George Downing Liveing and James Dewar are claimed to be the first to make and observe a spectral line from MgH in 1878. However they did not realise what the substance was.
A laser can evaporate magnesium metal to form atoms that react with molecular hydrogen gas to form MgH and other magnesium hydrides.
An electric discharge through hydrogen gas at low pressure (20 pascals) containing pieces of magnesium can produce MgH.
Thermally produced hydrogen atoms and magnesium vapour can react and condense in a solid argon matrix. This process does not work with solid neon, probably due to the formation of MgH2 instead.
A simple way to produce some MgH is to burn magnesium in a bunsen burner flame, where there is enough hydrogen to form MgH temporarily. Magnesium arcs in steam also produce MgH, but also produce MgO.
Natural formation of MgH happens in stars, brown dwarfs, and large planets, where the temperature is high enough. The reaction that produces it is either 2Mg + H2 → 2MgH or Mg + H → MgH. Decomposition is by the reverse process. Formation requires the presence of magnesium gas. The amount of magnesium gas is greatly reduced in cool stars by its extraction in clouds of enstatite, a magnesium silicate. Otherwise in these stars, below any magnesium silicate clouds where the temperature is hotter, the concentration of MgH is proportional to the square root of the pressure, and concentration of magnesium, and 10−4236/T. MgH is the second most abundant magnesium containing gas (after atomic magnesium) in the deeper hotter parts of planets and brown dwarfs.
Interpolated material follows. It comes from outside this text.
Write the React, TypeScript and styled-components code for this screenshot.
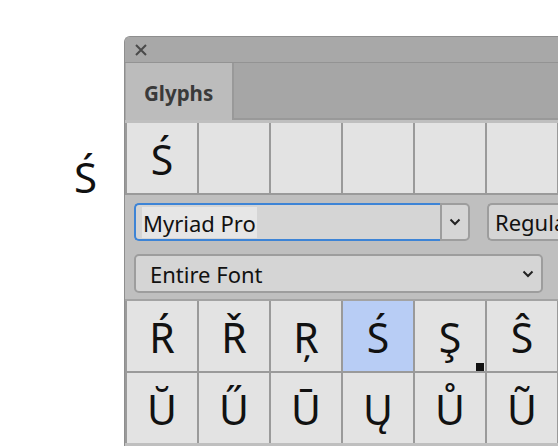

The reaction of Mg atoms with H2 (dihydrogen gas) is actually endothermic and proceeds when magnesium atoms are excited electronically. The magnesium atom inserts into the bond between the two hydrogen atoms to create a temporary MgH2 molecule, which spins rapidly and breaks up into a spinning MgH molecule and a hydrogen atom. The MgH molecules produced have a bimodal distribution of rotation rates. When Protium is changed for Deuterium in this reaction the distribution of rotations remains unchanged. (Mg + D2 or Mg +HD). The low rotation rate products also have low vibration levels, and so are "cold".